In the past two months the SFC has issued a public reprimand and fined both Merrill Lynch (Asia Pacific) Limited ("Merrill Lynch") and Sun Hung Kai Investment Services Ltd ("SHKIS") for internal control failings relating to the sale of investment products.

Merrill Lynch was reprimanded and fined HK$3 million for inadequate systems in relation to the sale of two indexlinked notes to 72 clients in 2007. The SFC found that Merrill Lynch had failed to properly assess the financial situation and investment objectives of over 40 of its clients, key product information was only provided to clients after they had agreed to invest in the notes, and Merrill Lynch kept inadequate documentation to explain the rationale behind the advice given to their clients.

SHKIS was reprimanded and fined HK$4.5 million for failings relating to its sale of Lehman Brothers related equitylinked notes ("ELNs") to its clients between May and August of 2008. The SFC found SHKIS had failed to conduct adequate product due diligence, provide sufficient training and guidance on the ELNs to its sales staff, and disclose material information on the ELNs to its clients.

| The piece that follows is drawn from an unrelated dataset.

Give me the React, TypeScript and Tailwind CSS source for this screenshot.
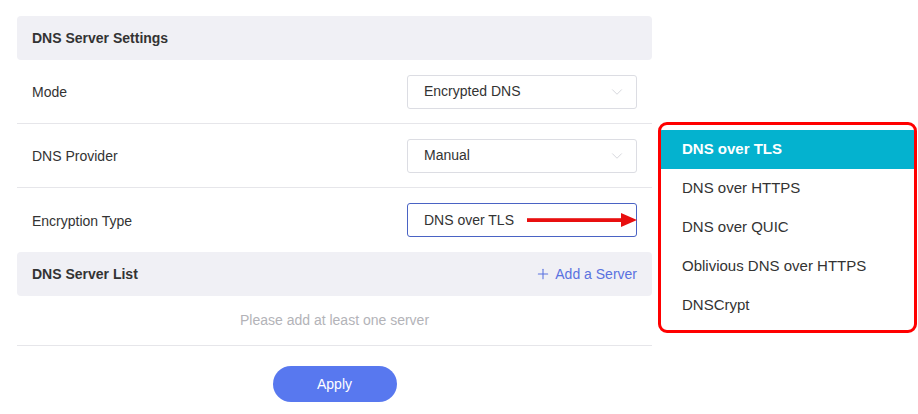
import { ChevronDown, Plus } from "lucide-react";

const rows = [
  { label: "Mode", value: "Encrypted DNS", active: false },
  { label: "DNS Provider", value: "Manual", active: false },
  { label: "Encryption Type", value: "DNS over TLS", active: true },
];

const options = ["DNS over TLS", "DNS over HTTPS", "DNS over QUIC", "Oblivious DNS over HTTPS", "DNSCrypt"];

const App = () => {
  return (
    <div className="relative w-[918px] h-[414px] bg-white font-['Liberation_Sans',Arial,sans-serif] text-[14px] text-[#333]">
      <div className="pt-4 pl-[17px] w-[652px]">
        <div className="h-11 flex items-center px-[15px] rounded bg-[#f0f0f5] font-bold text-[#333]">
          DNS Server Settings
        </div>
        {rows.map((row, i) => (
          <div
            key={row.label}
            className={`h-[64px] flex items-center justify-between px-[15px] ${i < 2 ? "border-b border-[#e6e6ea]" : ""}`}
          >
            <span className="pt-0.5">{row.label}</span>
            <div
              className={`relative w-[230px] h-[34px] flex items-center pl-4 pr-2.5 rounded-[3px] border ${row.active ? "border-[#4a63c4]" : "border-[#dcdde3]"}`}
            >
              <span className="flex-1">{row.value}</span>
              {row.active ? (
                <svg width="112" height="14" viewBox="0 0 112 14" className="absolute left-[119px] top-[9px]">
                  <rect x="0" y="5.2" width="96" height="3.8" fill="#e80f0f" />
                  <polygon points="94,0 110,7 94,14" fill="#e80f0f" />
                </svg>
              ) : (
                <ChevronDown size={18} strokeWidth={1} className="text-[#c8cad0]" />
              )}
            </div>
          </div>
        ))}
        <div className="h-11 flex items-center justify-between px-[15px] rounded bg-[#f0f0f5]">
          <span className="font-bold">DNS Server List</span>
          <span className="flex items-center gap-1 text-[#5a72e0]">
            <Plus size={16} strokeWidth={1.6} />
            Add a Server
          </span>
        </div>
        <div className="h-[50px] flex items-center justify-center border-b border-[#e6e6ea] text-[#b3b3b8]">
          Please add at least one server
        </div>
        <div className="flex justify-center pt-5">
          <button className="w-[124px] h-9 rounded-full bg-[#5878ef] text-white text-[14px]">Apply</button>
        </div>
      </div>

      <div className="absolute left-[658px] top-[122px] w-[259px] h-[211px] rounded-[9px] border-[3px] border-[#ff0000] bg-white overflow-hidden">
        <div className="mt-[5px]">
          {options.map((opt, i) => (
            <div
              key={opt}
              className={`h-[39px] flex items-center pl-[21px] text-[15px] ${i === 0 ? "bg-[#04b2cf] text-white font-bold" : "text-[#333]"}`}
            >
              {opt}
            </div>
          ))}
        </div>
      </div>
    </div>
  );
};

export default App;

In determining the penalties for each firm, the SFC had considered Merrill Lynch's agreement to implement a resolution scheme to clients who bought the index-linked notes and to review its client compliant procedures; and in SHKIS' case, its serious deficiencies in its distribution system and SHKIS' disciplinary record. Both Merrill Lynch and SHKIS had also agreed to engage an independent audit firm to review their respective internal distribution systems and controls. The SFC also expressly stated that the reprimands and fines were intended to provide a strong deterrent message to the market that failures to ensure suitability of investment products and disclose material information to clients were not acceptable.